Local election results. Justin de Benedictis-Kessner et al. have compiled a dataset of 77,000+ (distinct) candidates across 57,000+ US elections for mayor, city council, school board, county executive, county legislature, sheriff, and prosecutor. It is, they write, “the most comprehensive publicly-available source of information on local elections across the entire country.” It includes “most medium and large cities and counties” and spans 1989 to 2021. The authors combined data from pre-existing databases, state election websites, and newspaper archives. They also “worked with a team of research assistants who coded results from thousands of local elections based on city and county websites.” For each candidacy, the core table indicates the election’s jurisdiction, office, and timing, plus the candidate’s name, incumbency status, party, estimated demographics, votes won, and more.

Mid-century anti-Black killings. The Burnham-Nobles Archive at the Northeastern University School of Law is “dedicated to identifying, classifying, and providing factual information and documentation about anti-Black killings in the mid-century South.” The current version focuses on 11 southern states during 1930–1954. Developed by political scientist Melissa Nobles and law professor Margaret Burnham, the long-running project has gathered 12,000+ news articles, death certificates, federal agency records, and other sources. It documents 900+ incidents and 950+ victims, as well as alleged perpetrators and judicial outcomes. The archive provides an interactive map, record search (including by person, incident, and document), and downloads. Previously: Beck/Tolnay and Seguin/Rigby’s data on lynching victims (DIP 2021.06.02). [h/t Jasmine Mithani]

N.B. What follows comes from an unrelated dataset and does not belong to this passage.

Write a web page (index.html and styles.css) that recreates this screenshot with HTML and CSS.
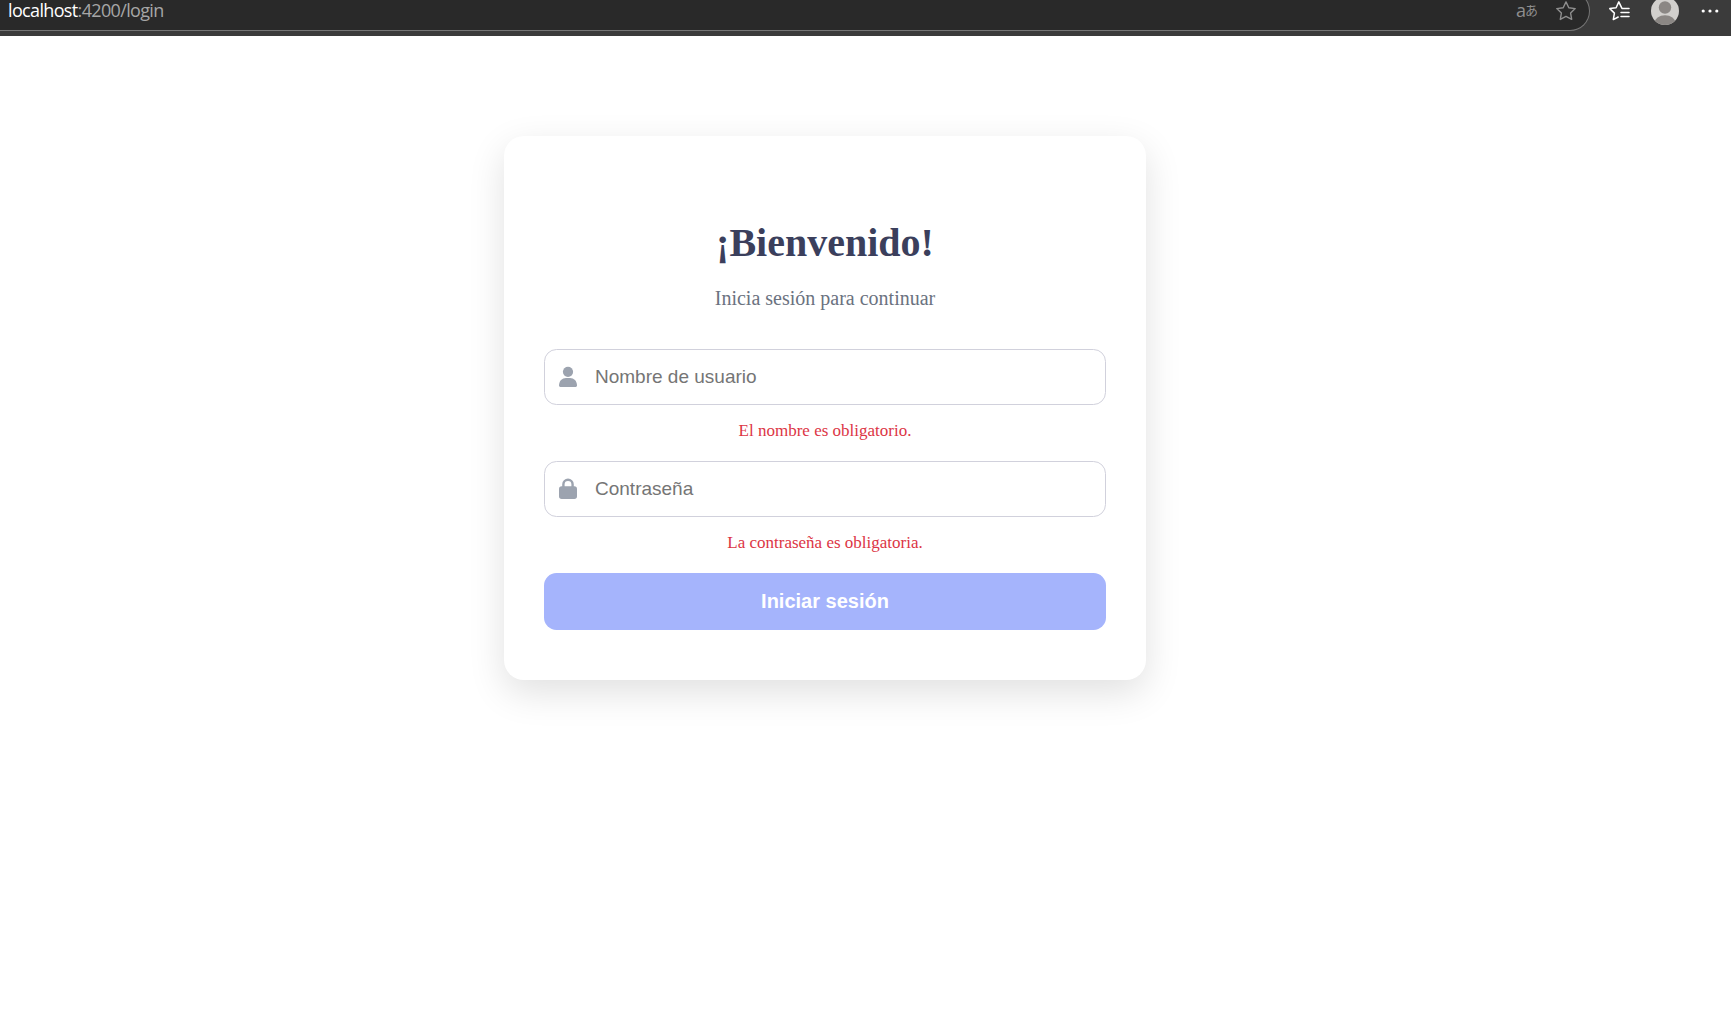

US travel behavior. Fielded every five to eight years since 1968, the Federal Highway Administration’s National Household Travel Survey “is the authoritative source on the travel behavior of the American public.” The questionnaire asks respondents to inventory all of their household’s trips taken during a 24-hour period. The most recent survey, for 2022, includes ~31,000 trips by ~17,000 people in ~8,000 households. It indicates each trip’s duration, vehicle details, motivation, parking costs, traveler demographics, and much more. The FHA provides downloads of the anonymized data, as well as user guides and technical notes. As seen in: “The school bus is disappearing. Welcome to the era of the school pickup line,” by the Washington Post’s Andrew Van Dam.

Space X-rays. eROSITA is a wide-field X-ray telescope “capable of delivering deep, sharp images over very large areas of the sky,” helping researchers “to study the large-scale structure of the universe.” The telescope launched into orbit in 2019 as a collaboration between Russia and Germany, with data rights split between the countries. In February 2022, following Russia’s invasion of Ukraine, Germany’s Max Planck Institute suspended eROSITA’s operations. Data processing continued, however, and last week the institute published its first data release. It contains the first six months of results for the hemisphere assigned to Germany, and is “the largest X-ray catalogue ever published.”

Amateur archaeological finds. The British Museum’s Portable Antiquities Scheme “records archaeological finds discovered by the public,” assisted by a network of national and local partners. Its database contains 1.1 million records describing 1.7 million objects. “All have been found by everyday people by chance, most through metal detecting.” The most common finds: coins (~500,000 records), buckles (~58,000), and brooches (~52,000). Search results are available in JSON, XML, and other structured formats. [h/t Maev Kennedy + Walt Hickey]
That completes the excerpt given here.